[Interface markup and scripts]
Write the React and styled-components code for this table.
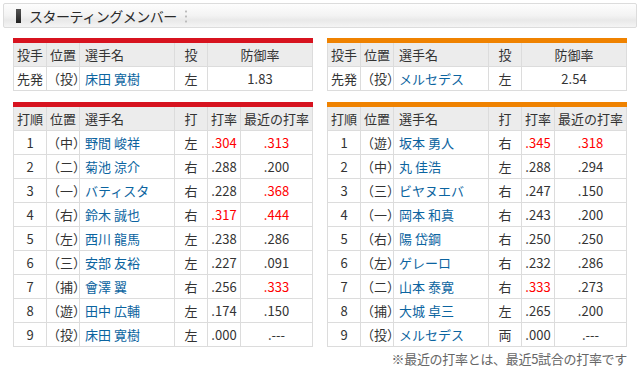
import React from "react"
import styled, { createGlobalStyle } from "styled-components"

const GlobalStyle = createGlobalStyle`
  body {
    margin: 0;
    background: #fff;
    font-family: "Noto Sans CJK JP", "Noto Sans", sans-serif;
    color: #333;
  }
`

const Page = styled.div`
  width: 640px;
  height: 372px;
  padding: 3px 0 0 3px;
  box-sizing: border-box;
`

const TitleBar = styled.div`
  width: 634px;
  height: 25px;
  box-sizing: border-box;
  border: 1px solid #dcdcdc;
  border-radius: 2px;
  background: linear-gradient(#fdfdfd, #f3f3f3 50%, #e9e9e9 70%, #f4f4f4);
  display: flex;
  align-items: center;
  padding-left: 12px;
`

const TitleMark = styled.span`
  width: 5px;
  height: 14px;
  background: linear-gradient(#555, #222);
  margin-right: 8px;
`

const Title = styled.h2`
  margin: 0;
  font-size: 14px;
  font-weight: normal;
  color: #2a2a2a;
  letter-spacing: -0.5px;
  line-height: 1;
`

const Dots = styled.span`
  width: 2px;
  height: 14px;
  margin-left: 8px;
  background: radial-gradient(circle, #bbb 1px, transparent 1.2px) 0 0 / 2px 5px repeat-y;
`

const Columns = styled.div`
  display: flex;
  gap: 14px;
  padding: 10px 0 0 10px;
`

const Column = styled.div`
  width: 300px;
  display: flex;
  flex-direction: column;
  gap: 11px;
`

const Table = styled.table`
  width: 300px;
  border-collapse: collapse;
  table-layout: fixed;
  font-size: 13px;
  border-top: 5px solid ${p => p.$bar};
  td, th {
    border: 1px solid #dcdcdc;
    height: 23px;
    padding: 0;
    text-align: center;
    font-weight: normal;
    line-height: 1;
  }
  th {
    background: #ececec;
    color: #333;
    border-top: 0;
  }
`

const Name = styled.td`
  && {
    text-align: left;
    padding-left: 5px;
    color: #0b64a0;
  }
`

const NameHead = styled.th`
  && {
    text-align: left;
    padding-left: 5px;
  }
`

const Num = styled.td`
  color: ${p => (p.$hot ? "#f00" : "#333")};
`

const Note = styled.div`
  width: 300px;
  text-align: right;
  font-size: 13px;
  color: #666;
  margin-top: -9px;
  letter-spacing: -0.3px;
`

const leftPitcher = { name: "床田 寛樹", hand: "左", era: "1.83" }
const rightPitcher = { name: "メルセデス", hand: "左", era: "2.54" }

const leftLineup = [
  ["1", "（中）", "野間 峻祥", "左", ".304", ".313", true, true],
  ["2", "（二）", "菊池 涼介", "右", ".288", ".200", false, false],
  ["3", "（一）", "バティスタ", "右", ".228", ".368", false, true],
  ["4", "（右）", "鈴木 誠也", "右", ".317", ".444", true, true],
  ["5", "（左）", "西川 龍馬", "左", ".238", ".286", false, false],
  ["6", "（三）", "安部 友裕", "左", ".227", ".091", false, false],
  ["7", "（捕）", "會澤 翼", "右", ".256", ".333", false, true],
  ["8", "（遊）", "田中 広輔", "左", ".174", ".150", false, false],
  ["9", "（投）", "床田 寛樹", "左", ".000", ".---", false, false],
]

const rightLineup = [
  ["1", "（遊）", "坂本 勇人", "右", ".345", ".318", true, true],
  ["2", "（中）", "丸 佳浩", "左", ".288", ".294", false, false],
  ["3", "（三）", "ビヤヌエバ", "右", ".247", ".150", false, false],
  ["4", "（一）", "岡本 和真", "右", ".243", ".200", false, false],
  ["5", "（右）", "陽 岱鋼", "右", ".250", ".250", false, false],
  ["6", "（左）", "ゲレーロ", "右", ".232", ".286", false, false],
  ["7", "（二）", "山本 泰寛", "右", ".333", ".273", true, false],
  ["8", "（捕）", "大城 卓三", "左", ".265", ".200", false, false],
  ["9", "（投）", "メルセデス", "両", ".000", ".---", false, false],
]

const PitcherTable = ({ bar, p }) => (
  <Table $bar={bar}>
    <colgroup>
      <col style={{ width: 33 }} />
      <col style={{ width: 33 }} />
      <col style={{ width: 95 }} />
      <col style={{ width: 33 }} />
      <col />
    </colgroup>
    <thead>
      <tr>
        <th>投手</th>
        <th>位置</th>
        <NameHead>選手名</NameHead>
        <th>投</th>
        <th>防御率</th>
      </tr>
    </thead>
    <tbody>
      <tr>
        <td>先発</td>
        <td>（投）</td>
        <Name>{p.name}</Name>
        <td>{p.hand}</td>
        <Num>{p.era}</Num>
      </tr>
    </tbody>
  </Table>
)

const LineupTable = ({ bar, rows }) => (
  <Table $bar={bar}>
    <colgroup>
      <col style={{ width: 33 }} />
      <col style={{ width: 33 }} />
      <col style={{ width: 95 }} />
      <col style={{ width: 33 }} />
      <col style={{ width: 33 }} />
      <col />
    </colgroup>
    <thead>
      <tr>
        <th>打順</th>
        <th>位置</th>
        <NameHead>選手名</NameHead>
        <th>打</th>
        <th>打率</th>
        <th>最近の打率</th>
      </tr>
    </thead>
    <tbody>
      {rows.map(r => (
        <tr key={r[0]}>
          <td>{r[0]}</td>
          <td>{r[1]}</td>
          <Name>{r[2]}</Name>
          <td>{r[3]}</td>
          <Num $hot={r[6]}>{r[4]}</Num>
          <Num $hot={r[7]}>{r[5]}</Num>
        </tr>
      ))}
    </tbody>
  </Table>
)

export default function App() {
  return (
    <Page>
      <GlobalStyle />
      <TitleBar>
        <TitleMark />
        <Title>スターティングメンバー</Title>
        <Dots />
      </TitleBar>
      <Columns>
        <Column>
          <PitcherTable bar="#d7131f" p={leftPitcher} />
          <LineupTable bar="#d7131f" rows={leftLineup} />
        </Column>
        <Column>
          <PitcherTable bar="#ef8200" p={rightPitcher} />
          <LineupTable bar="#ef8200" rows={rightLineup} />
          <Note>※最近の打率とは、最近5試合の打率です</Note>
        </Column>
      </Columns>
    </Page>
  )
}
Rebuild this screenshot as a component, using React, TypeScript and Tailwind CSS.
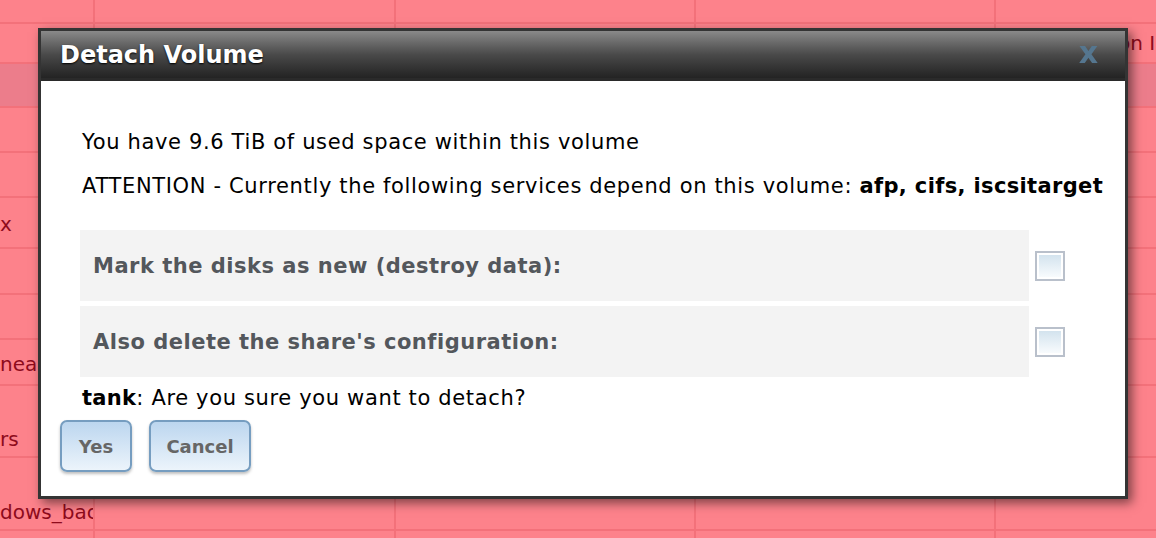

*Written task*.
Copy out all the entries exactly. Images stay out of the copy.

*Response to this exercise*.
Write the React and styled-components code for this table.
import React from "react"
import styled, { createGlobalStyle } from "styled-components"

const GlobalStyle = createGlobalStyle`
  body {
    margin: 0;
    background: #fff;
    font-family: "Noto Sans CJK JP", "Noto Sans", sans-serif;
    color: #333;
  }
`

const Page = styled.div`
  width: 640px;
  height: 372px;
  padding: 3px 0 0 3px;
  box-sizing: border-box;
`

const TitleBar = styled.div`
  width: 634px;
  height: 25px;
  box-sizing: border-box;
  border: 1px solid #dcdcdc;
  border-radius: 2px;
  background: linear-gradient(#fdfdfd, #f3f3f3 50%, #e9e9e9 70%, #f4f4f4);
  display: flex;
  align-items: center;
  padding-left: 12px;
`

const TitleMark = styled.span`
  width: 5px;
  height: 14px;
  background: linear-gradient(#555, #222);
  margin-right: 8px;
`

const Title = styled.h2`
  margin: 0;
  font-size: 14px;
  font-weight: normal;
  color: #2a2a2a;
  letter-spacing: -0.5px;
  line-height: 1;
`

const Dots = styled.span`
  width: 2px;
  height: 14px;
  margin-left: 8px;
  background: radial-gradient(circle, #bbb 1px, transparent 1.2px) 0 0 / 2px 5px repeat-y;
`

const Columns = styled.div`
  display: flex;
  gap: 14px;
  padding: 10px 0 0 10px;
`

const Column = styled.div`
  width: 300px;
  display: flex;
  flex-direction: column;
  gap: 11px;
`

const Table = styled.table`
  width: 300px;
  border-collapse: collapse;
  table-layout: fixed;
  font-size: 13px;
  border-top: 5px solid ${p => p.$bar};
  td, th {
    border: 1px solid #dcdcdc;
    height: 23px;
    padding: 0;
    text-align: center;
    font-weight: normal;
    line-height: 1;
  }
  th {
    background: #ececec;
    color: #333;
    border-top: 0;
  }
`

const Name = styled.td`
  && {
    text-align: left;
    padding-left: 5px;
    color: #0b64a0;
  }
`

const NameHead = styled.th`
  && {
    text-align: left;
    padding-left: 5px;
  }
`

const Num = styled.td`
  color: ${p => (p.$hot ? "#f00" : "#333")};
`

const Note = styled.div`
  width: 300px;
  text-align: right;
  font-size: 13px;
  color: #666;
  margin-top: -9px;
  letter-spacing: -0.3px;
`

const leftPitcher = { name: "床田 寛樹", hand: "左", era: "1.83" }
const rightPitcher = { name: "メルセデス", hand: "左", era: "2.54" }

const leftLineup = [
  ["1", "（中）", "野間 峻祥", "左", ".304", ".313", true, true],
  ["2", "（二）", "菊池 涼介", "右", ".288", ".200", false, false],
  ["3", "（一）", "バティスタ", "右", ".228", ".368", false, true],
  ["4", "（右）", "鈴木 誠也", "右", ".317", ".444", true, true],
  ["5", "（左）", "西川 龍馬", "左", ".238", ".286", false, false],
  ["6", "（三）", "安部 友裕", "左", ".227", ".091", false, false],
  ["7", "（捕）", "會澤 翼", "右", ".256", ".333", false, true],
  ["8", "（遊）", "田中 広輔", "左", ".174", ".150", false, false],
  ["9", "（投）", "床田 寛樹", "左", ".000", ".---", false, false],
]

const rightLineup = [
  ["1", "（遊）", "坂本 勇人", "右", ".345", ".318", true, true],
  ["2", "（中）", "丸 佳浩", "左", ".288", ".294", false, false],
  ["3", "（三）", "ビヤヌエバ", "右", ".247", ".150", false, false],
  ["4", "（一）", "岡本 和真", "右", ".243", ".200", false, false],
  ["5", "（右）", "陽 岱鋼", "右", ".250", ".250", false, false],
  ["6", "（左）", "ゲレーロ", "右", ".232", ".286", false, false],
  ["7", "（二）", "山本 泰寛", "右", ".333", ".273", true, false],
  ["8", "（捕）", "大城 卓三", "左", ".265", ".200", false, false],
  ["9", "（投）", "メルセデス", "両", ".000", ".---", false, false],
]

const PitcherTable = ({ bar, p }) => (
  <Table $bar={bar}>
    <colgroup>
      <col style={{ width: 33 }} />
      <col style={{ width: 33 }} />
      <col style={{ width: 95 }} />
      <col style={{ width: 33 }} />
      <col />
    </colgroup>
    <thead>
      <tr>
        <th>投手</th>
        <th>位置</th>
        <NameHead>選手名</NameHead>
        <th>投</th>
        <th>防御率</th>
      </tr>
    </thead>
    <tbody>
      <tr>
        <td>先発</td>
        <td>（投）</td>
        <Name>{p.name}</Name>
        <td>{p.hand}</td>
        <Num>{p.era}</Num>
      </tr>
    </tbody>
  </Table>
)

const LineupTable = ({ bar, rows }) => (
  <Table $bar={bar}>
    <colgroup>
      <col style={{ width: 33 }} />
      <col style={{ width: 33 }} />
      <col style={{ width: 95 }} />
      <col style={{ width: 33 }} />
      <col style={{ width: 33 }} />
      <col />
    </colgroup>
    <thead>
      <tr>
        <th>打順</th>
        <th>位置</th>
        <NameHead>選手名</NameHead>
        <th>打</th>
        <th>打率</th>
        <th>最近の打率</th>
      </tr>
    </thead>
    <tbody>
      {rows.map(r => (
        <tr key={r[0]}>
          <td>{r[0]}</td>
          <td>{r[1]}</td>
          <Name>{r[2]}</Name>
          <td>{r[3]}</td>
          <Num $hot={r[6]}>{r[4]}</Num>
          <Num $hot={r[7]}>{r[5]}</Num>
        </tr>
      ))}
    </tbody>
  </Table>
)

export default function App() {
  return (
    <Page>
      <GlobalStyle />
      <TitleBar>
        <TitleMark />
        <Title>スターティングメンバー</Title>
        <Dots />
      </TitleBar>
      <Columns>
        <Column>
          <PitcherTable bar="#d7131f" p={leftPitcher} />
          <LineupTable bar="#d7131f" rows={leftLineup} />
        </Column>
        <Column>
          <PitcherTable bar="#ef8200" p={rightPitcher} />
          <LineupTable bar="#ef8200" rows={rightLineup} />
          <Note>※最近の打率とは、最近5試合の打率です</Note>
        </Column>
      </Columns>
    </Page>
  )
}
Rebuild this screenshot as a component, using React, TypeScript and Tailwind CSS.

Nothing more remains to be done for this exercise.